■ **GIVEN INFORMATION**:
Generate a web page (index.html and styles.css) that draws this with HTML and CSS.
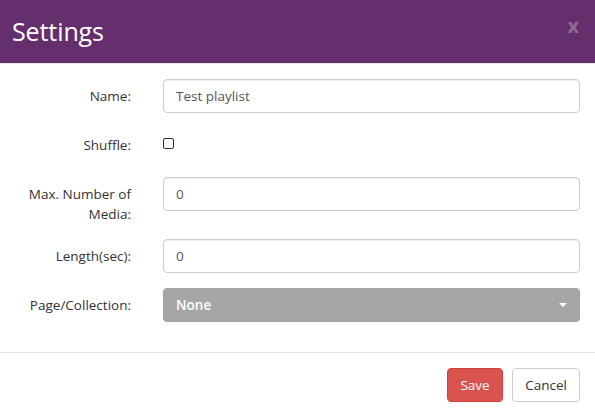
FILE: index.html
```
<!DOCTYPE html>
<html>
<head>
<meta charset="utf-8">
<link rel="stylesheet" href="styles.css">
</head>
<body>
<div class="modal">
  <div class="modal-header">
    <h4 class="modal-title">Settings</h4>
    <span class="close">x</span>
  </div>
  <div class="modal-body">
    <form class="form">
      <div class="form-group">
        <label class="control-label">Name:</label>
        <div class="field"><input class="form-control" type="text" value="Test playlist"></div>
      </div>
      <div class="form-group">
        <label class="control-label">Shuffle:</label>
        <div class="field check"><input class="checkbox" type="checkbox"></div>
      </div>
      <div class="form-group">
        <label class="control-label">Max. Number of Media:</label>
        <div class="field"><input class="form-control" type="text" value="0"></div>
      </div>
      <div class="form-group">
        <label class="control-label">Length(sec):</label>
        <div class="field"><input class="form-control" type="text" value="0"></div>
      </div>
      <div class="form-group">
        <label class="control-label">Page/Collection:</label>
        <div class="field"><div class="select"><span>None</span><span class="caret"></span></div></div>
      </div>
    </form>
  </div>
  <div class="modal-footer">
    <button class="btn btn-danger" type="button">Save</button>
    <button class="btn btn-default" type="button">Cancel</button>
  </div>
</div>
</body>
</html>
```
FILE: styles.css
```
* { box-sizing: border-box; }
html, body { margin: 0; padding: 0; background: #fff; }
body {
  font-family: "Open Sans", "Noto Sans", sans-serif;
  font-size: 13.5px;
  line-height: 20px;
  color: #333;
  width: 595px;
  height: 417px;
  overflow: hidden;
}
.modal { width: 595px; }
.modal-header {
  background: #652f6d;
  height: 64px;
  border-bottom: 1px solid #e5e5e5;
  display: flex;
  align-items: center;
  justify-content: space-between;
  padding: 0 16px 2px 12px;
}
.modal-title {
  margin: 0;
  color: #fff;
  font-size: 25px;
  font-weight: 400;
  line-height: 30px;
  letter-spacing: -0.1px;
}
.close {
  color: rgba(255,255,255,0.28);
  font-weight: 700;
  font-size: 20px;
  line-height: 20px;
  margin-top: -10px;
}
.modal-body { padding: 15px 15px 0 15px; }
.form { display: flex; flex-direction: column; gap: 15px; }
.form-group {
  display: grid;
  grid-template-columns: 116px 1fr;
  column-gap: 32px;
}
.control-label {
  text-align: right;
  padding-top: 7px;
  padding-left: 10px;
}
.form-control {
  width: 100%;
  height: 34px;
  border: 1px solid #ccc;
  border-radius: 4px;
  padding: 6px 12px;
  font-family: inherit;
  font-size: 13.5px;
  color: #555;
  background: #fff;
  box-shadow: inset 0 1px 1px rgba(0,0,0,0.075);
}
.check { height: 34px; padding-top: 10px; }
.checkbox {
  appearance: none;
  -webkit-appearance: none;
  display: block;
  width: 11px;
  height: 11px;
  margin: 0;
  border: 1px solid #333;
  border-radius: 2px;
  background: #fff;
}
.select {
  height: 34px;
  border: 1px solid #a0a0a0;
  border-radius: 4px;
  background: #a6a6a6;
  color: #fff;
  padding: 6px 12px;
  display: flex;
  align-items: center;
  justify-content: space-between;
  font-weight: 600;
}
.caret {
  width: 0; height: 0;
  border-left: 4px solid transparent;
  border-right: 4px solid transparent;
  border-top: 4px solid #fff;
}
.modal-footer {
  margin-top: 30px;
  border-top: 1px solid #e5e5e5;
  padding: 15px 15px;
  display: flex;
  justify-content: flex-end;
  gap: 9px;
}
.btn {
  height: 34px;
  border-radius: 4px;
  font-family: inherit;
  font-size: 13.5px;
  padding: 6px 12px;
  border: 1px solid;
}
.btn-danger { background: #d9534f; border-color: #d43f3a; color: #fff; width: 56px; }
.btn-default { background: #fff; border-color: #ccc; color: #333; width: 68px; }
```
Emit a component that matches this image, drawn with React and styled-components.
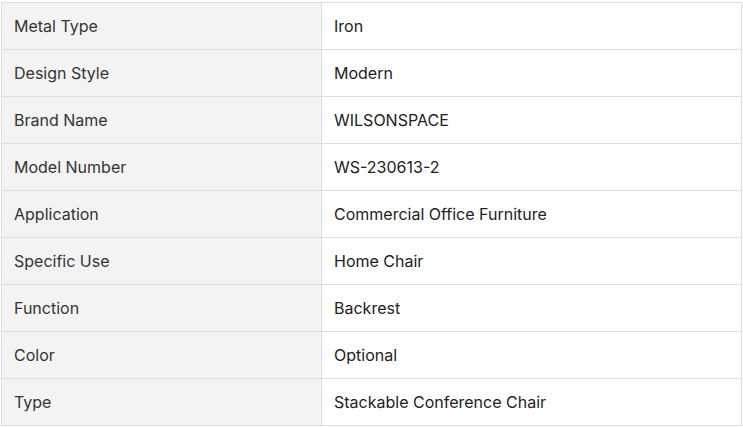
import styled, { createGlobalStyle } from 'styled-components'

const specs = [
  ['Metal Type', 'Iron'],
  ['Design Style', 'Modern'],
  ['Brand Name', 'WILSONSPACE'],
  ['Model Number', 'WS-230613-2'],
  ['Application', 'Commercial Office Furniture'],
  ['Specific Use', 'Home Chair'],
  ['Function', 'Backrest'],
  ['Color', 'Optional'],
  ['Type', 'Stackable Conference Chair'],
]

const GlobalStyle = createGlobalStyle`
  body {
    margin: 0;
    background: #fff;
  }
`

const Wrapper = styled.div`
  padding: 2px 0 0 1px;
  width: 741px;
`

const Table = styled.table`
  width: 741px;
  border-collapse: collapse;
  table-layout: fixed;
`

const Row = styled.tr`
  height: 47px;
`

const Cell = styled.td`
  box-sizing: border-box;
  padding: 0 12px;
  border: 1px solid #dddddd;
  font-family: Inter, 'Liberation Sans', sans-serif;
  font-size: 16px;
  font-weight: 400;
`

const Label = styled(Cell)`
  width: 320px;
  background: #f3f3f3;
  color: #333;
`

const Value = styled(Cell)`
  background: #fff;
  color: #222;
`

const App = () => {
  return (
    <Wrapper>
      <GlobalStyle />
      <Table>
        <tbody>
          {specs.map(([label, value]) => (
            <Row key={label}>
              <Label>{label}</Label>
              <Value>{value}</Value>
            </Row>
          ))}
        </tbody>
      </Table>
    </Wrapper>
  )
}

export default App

■ **WHAT THIS TASK INVOLVES**: From the line containing "Emit a component" down to the last line of the data, print every line exactly and nothing else. Pictures stay out of the copy.

■ **THE OUTPUT**:
Emit a component that matches this image, drawn with React and styled-components.
import styled, { createGlobalStyle } from 'styled-components'

const specs = [
  ['Metal Type', 'Iron'],
  ['Design Style', 'Modern'],
  ['Brand Name', 'WILSONSPACE'],
  ['Model Number', 'WS-230613-2'],
  ['Application', 'Commercial Office Furniture'],
  ['Specific Use', 'Home Chair'],
  ['Function', 'Backrest'],
  ['Color', 'Optional'],
  ['Type', 'Stackable Conference Chair'],
]

const GlobalStyle = createGlobalStyle`
  body {
    margin: 0;
    background: #fff;
  }
`

const Wrapper = styled.div`
  padding: 2px 0 0 1px;
  width: 741px;
`

const Table = styled.table`
  width: 741px;
  border-collapse: collapse;
  table-layout: fixed;
`

const Row = styled.tr`
  height: 47px;
`

const Cell = styled.td`
  box-sizing: border-box;
  padding: 0 12px;
  border: 1px solid #dddddd;
  font-family: Inter, 'Liberation Sans', sans-serif;
  font-size: 16px;
  font-weight: 400;
`

const Label = styled(Cell)`
  width: 320px;
  background: #f3f3f3;
  color: #333;
`

const Value = styled(Cell)`
  background: #fff;
  color: #222;
`

const App = () => {
  return (
    <Wrapper>
      <GlobalStyle />
      <Table>
        <tbody>
          {specs.map(([label, value]) => (
            <Row key={label}>
              <Label>{label}</Label>
              <Value>{value}</Value>
            </Row>
          ))}
        </tbody>
      </Table>
    </Wrapper>
  )
}

export default App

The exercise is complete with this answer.